Life is like a whirlwind!! It feels like I just finish one day and onto plans for the next. I'm still loving my work! I thought I loved ambulance work in Waihi but didn't know true satisfaction till the last month. In Waihi I would get heart palpitations every time the pager went off I think mainly from the fact that I was pushed into a leadership role far before I was really ready. I realise now how much that knocked my confidence.

The last couple of weeks I have been working with an advanced paramedic who is so cruzy and discourages any stress yet at the same time has taught me so much!! I'm absolutely loving my work!!
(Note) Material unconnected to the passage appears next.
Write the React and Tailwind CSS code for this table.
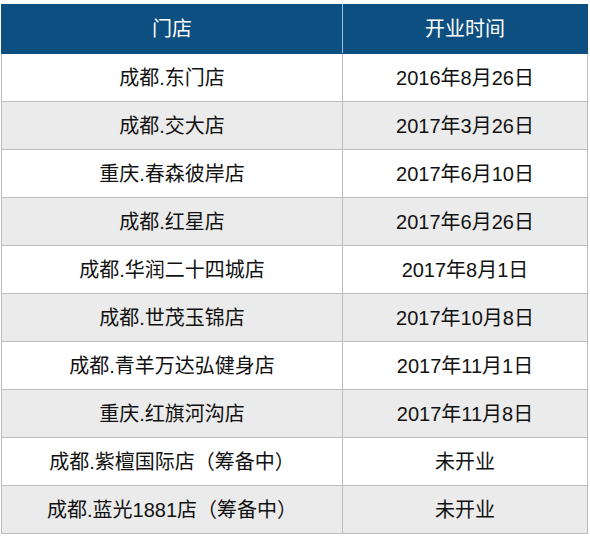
const rows = [
  ["成都.东门店", "2016年8月26日"],
  ["成都.交大店", "2017年3月26日"],
  ["重庆.春森彼岸店", "2017年6月10日"],
  ["成都.红星店", "2017年6月26日"],
  ["成都.华润二十四城店", "2017年8月1日"],
  ["成都.世茂玉锦店", "2017年10月8日"],
  ["成都.青羊万达弘健身店", "2017年11月1日"],
  ["重庆.红旗河沟店", "2017年11月8日"],
  ["成都.紫檀国际店（筹备中）", "未开业"],
  ["成都.蓝光1881店（筹备中）", "未开业"],
];

export default function App() {
  return (
    <div className="w-[590px] h-[540px] bg-white pt-[4px] pl-[1px] font-['Liberation_Sans','Noto_Sans_CJK_SC',sans-serif]">
      <table className="w-[586px] table-fixed border-collapse text-[20px] text-[#111111]">
        <colgroup>
          <col className="w-[341px]" />
          <col className="w-[245px]" />
        </colgroup>
        <thead>
          <tr className="h-[49px] bg-[#0e4f81] text-white">
            <th className="border border-[#0e4f81] border-r-[#9cc0e0] font-normal">门店</th>
            <th className="border border-[#0e4f81] font-normal">开业时间</th>
          </tr>
        </thead>
        <tbody>
          {rows.map(([store, date], i) => (
            <tr key={store} className={`h-[48px] ${i % 2 ? "bg-[#ebebeb]" : "bg-white"}`}>
              <td className="border border-[#bdbdbd] text-center">{store}</td>
              <td className="border border-[#bdbdbd] text-center">{date}</td>
            </tr>
          ))}
        </tbody>
      </table>
    </div>
  );
}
As for commuting back and forth I still find the first night up in Auckland hard, feeling huge amounts of homesickness. Missing my kids bucketloads. Especially when my 6yr old Christmas present (yes early I know) of a trip to Rarotonga in May (my holidays) for 10 days, kid free, stress free, hubby free!! So my best friend and I are off for 10 days of bliss, staying at my sisters bach!! Roll on May!! Now that's gotta be motivation to get down in weight!!

Talking about weight ... to be honest I haven't weighed myself in over a month ... last month weighing in at 103kgs ... not too bad ... still maintaining. But I'm definately not in the weightloss mode at the moment. Guess it's a case of trying to balance life and until everything settles down I can't focus on weightloss. My jeans still fit so I guess that can't be too bad. But I know I can't let it go on for too long, gotta get back to it.

Janene (from Lean Janene) is a huge motivation for me at the moment ... I'm so proud of her! She's a sweetie from within and on the outside. I can't wait to see her transformation ... huggggs chickey!!!

Well that's my update for today, life is still good, still chaotic, still happy with my career path, as challenging as it may be at times. But hurdles are good if it makes us stronger, and stronger I HAVE DEFINATELY BECOME!!!